Quakers often talk about centring down, about going inward into ourselves, with an intense focus on our own experience. Perhaps in our belief that God can be found anywhere, we also assume that God is always where we are, and where we are is at the centre. Can we remove ourselves from the centre? Instead, can we see God at the centre? If God is at the centre, then our relationship to each other, and to the non-human creation, is that of sibling. We are all part of the wheel rotating around a Divine hub.

If God is at the centre, and we are not, that means we cannot assume that God is always where we are. A name for Jesus is Emmanuel, meaning ‘God is with us’. Who is ‘us’? My understanding of the Christian tradition is that God is especially with the crucified, the crucified human and non-human creation. God is with those who suffer from racist, transphobic and gender-based oppression and violence, with people who suffer the effects of the climate crisis, and with the non-human creation that suffers destruction at human hands.

For those of us who are not the crucified, how do we make our way to the cross to be in solidarity with those who are? How do we truly love those whom ‘the powers that be’ wish us to hate? How do we love those whom ‘the world’ positions as our enemies? This love is the narrow way of the cross: ‘For the gate is narrow and the road is hard that leads to life, and there are few who find it’ (Matt. 7:13-14). I believe we have received a taste of how hard the road is, and how narrow the gate is, in our discernment at BYM.

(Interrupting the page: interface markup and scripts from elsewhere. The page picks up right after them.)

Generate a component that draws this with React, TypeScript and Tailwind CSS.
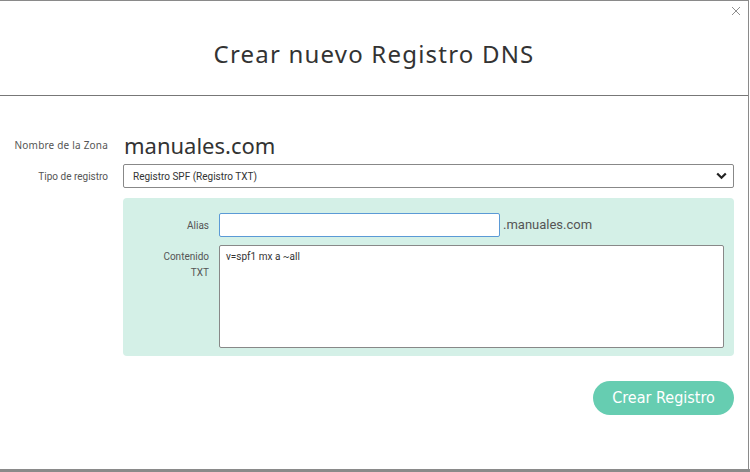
import React from "react";

const title = { fontFamily: '"Noto Sans", "Open Sans", sans-serif' };
const ui = { fontFamily: 'Roboto, "Liberation Sans", sans-serif' };

export default function App() {
  return (
    <div className="w-[750px] h-[472px] bg-white overflow-hidden flex flex-col">
      <div className="w-[749px] h-[469px] border-t border-r border-[#8a8a8a] bg-white flex flex-col relative">
        <button className="absolute right-[6px] top-[4px] w-[12px] h-[12px] flex items-center justify-center">
          <svg width="10" height="10" viewBox="0 0 10 10" fill="none" stroke="#8f8f8f" strokeWidth="1">
            <path d="M1 1 9 9M9 1 1 9" />
          </svg>
        </button>

        <div className="h-[95px] border-b border-[#777] flex justify-center pt-[36px]">
          <h1 className="text-[24px] leading-[34px] text-[#333] tracking-[1.2px]" style={title}>
            Crear nuevo Registro DNS
          </h1>
        </div>

        <div className="pt-[37px] pr-[14px] flex flex-col" style={ui}>
          <div className="flex items-center h-[24px]">
            <div className="w-[108px] text-right text-[10px] text-[#555] tracking-[0.2px]" style={title}>
              Nombre de la Zona
            </div>
            <div className="ml-[16px] text-[22px] leading-[24px] text-[#333]" style={title}>
              manuales.com
            </div>
          </div>

          <div className="flex items-center mt-[7px]">
            <div className="w-[108px] text-right text-[10px] text-[#555]">Tipo de registro</div>
            <div className="ml-[15px] flex-1 h-[24px] border border-[#888] rounded-[2px] flex items-center justify-between pl-[9px] pr-[6px]">
              <span className="text-[10px] text-[#333]">Registro SPF (Registro TXT)</span>
              <svg width="11" height="8" viewBox="0 0 11 8" fill="none" stroke="#222" strokeWidth="2.2">
                <path d="M1.2 1.5 5.5 5.8 9.8 1.5" />
              </svg>
            </div>
          </div>

          <div className="ml-[123px] mt-[10px] bg-[#d4f0e7] rounded-[4px] pt-[15px] pb-[8px] pr-[10px]">
            <div className="flex items-center">
              <div className="w-[86px] text-right text-[10px] text-[#555]">Alias</div>
              <div className="ml-[10px] w-[281px] h-[24px] bg-white border border-[#5b9ad6] rounded-[2px]" />
              <span className="ml-[3px] text-[13px] text-[#555]">.manuales.com</span>
            </div>
            <div className="flex mt-[8px]">
              <div className="w-[86px] text-right text-[10px] leading-[16px] text-[#555] pt-[4px]">
                Contenido
                <br />
                TXT
              </div>
              <div className="ml-[10px] flex-1 h-[103px] bg-white border border-[#888] rounded-[2px] px-[6px] pt-[4px] text-[10px] leading-[14px] text-[#333]">
                v=spf1 mx a ~all
              </div>
            </div>
          </div>

          <div className="flex justify-end mt-[25px]">
            <button
              className="w-[141px] h-[34px] rounded-full bg-[#66cdb1] text-white text-[16px]"
              style={{ fontFamily: '"DejaVu Sans Condensed", "Liberation Sans Narrow", sans-serif' }}
            >
              Crear Registro
            </button>
          </div>
        </div>
      </div>
      <div className="h-[3px] bg-[#8a8a8a]" />
    </div>
  );
}
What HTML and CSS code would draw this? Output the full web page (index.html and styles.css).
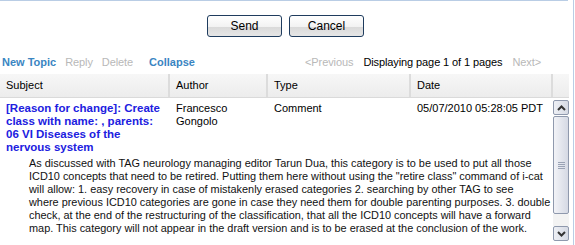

In ministry, we heard a quote from Philippians. Also in Philippians we read:

‘Let the same mind be in you that was in Christ Jesus, who, though he was in the form of God, did not regard equality with God as something to be exploited, but emptied himself, taking the form of a slave, being born in human likeness. And being found in human form, he humbled himself and became obedient to the point of death— even death on a cross.’

Philippians 2:5-8

Can we empty ourselves of all the ways we try to be like God? Can we remove ourselves from the centre and see the strange, crucified Spirit of Love there instead? Can we recognise the seriousness of the challenge before us, a challenge that might cost us everything?

[Featured image photo by Halil Ibrahim Cetinkaya on Unsplash]

9 thoughts on “Decentering ourselves: Reflections on Britain Yearly Meeting Gathering 2021”

  1. Hi Mark,
    Thanks for your reflections. Something that struck me was:
    “If God is at the centre, and we are not, that means we cannot assume that God is always where we are” – which seems to play on (I don’t know whether this is intentional or not) an ambiguity or equivocation on ‘God with us’, or what it means to ‘be with someone, or be where someone is’.

    The sense you seem to be using it in is ‘to be on the side of, to be in agreement with..’, in which case it makes sense that God may not always ‘be with us’, but of course an equally common meaning is the simple one of ‘to be in the same location, or to be close at hand..’. I’m imaging that wasn’t also the sense you meant when you said ‘we cannot assume that God is always where we are’, or have I got that wrong, is God distant from us in both senses when we are self-centred and wrong-headed?

    All the best
    Phil

    1. Thanks Phil. I think what I’m trying to do is disrupt the idea that God is equally present to all at all times. Does our Quaker conviction in the leadings of the Spirit lead us to claim an overfamiliarity with it? As I don’t see God as a distant creator, in one sense God is present to all as the Spirit of Life. But in the Biblical narrative there’s also a sense of God being particularly present in certain circumstances or with certain people, and often those places and people are the opposite of where you’d think to find God. I’m thinking of the magi expecting to find Jesus in Herod’s palace. (I really like Moltmann’s description of God being with the godless and godforsaken.) I suppose I want to raise the possibility that our Quaker communities might be like the church of Laodicea (Rev. 3:14-22) with Jesus shut out, knocking on the door.

      1. Ah, OK, that makes sense to me, as does such a conception of God. To pick up that metaphor, I guess I’m trying to pull apart the sense that God is not (‘was not invited to be’) there in the room, but is nevertheless close at hand knocking, ready to enter when allowed. The not being in the room is the ‘not with us’ of us not being true to the Spirit, but God is nevertheless ‘with us’ in not having abandoned hope, and continually trying to get our attention. When we wise up and open the door we won’t, I think I’m suggesting, find the doorstep empty, God was always there, close at hand waiting, whether we deserved it or not.

  2. Thanks for sharing Mark. I saw at least one of your tweets and was glad to hear something of the reason for it (along with the Epistle). On the antiracism question – I was at Othona over the weekend where I failed badly (despite my best efforts) at a conversation on privilege. I think in part because it echoed the experience of BYM past with people struggling to accept the difference between privilege (the elite, lords of the manor) and privilege (as in white, gender, etc). More work to do

    1. Thanks for sharing this Alan. I think “more work to do” applies to alot of us It’s definitely a marathon.

  3. Thank you Mark – very helpful commentary. I am sorry I was unable to attend BYM so this is valuable. I love “rewind the Quakers” in the epistle.

    I hope you get a chance to rest after what sounds like an absorbing experience – we need your teaching force.

    Donal

    Sent from my iPad

    >

  4. I was blown away by the Epistle when I read it yesterday, as were my Meeting this morning. It led to some extraordinarily positive and powerful ministry – spoken and unspoken. Not having been present at YMG online it’s been fascinating to hear your part in the journey, particularly the surprises along the way.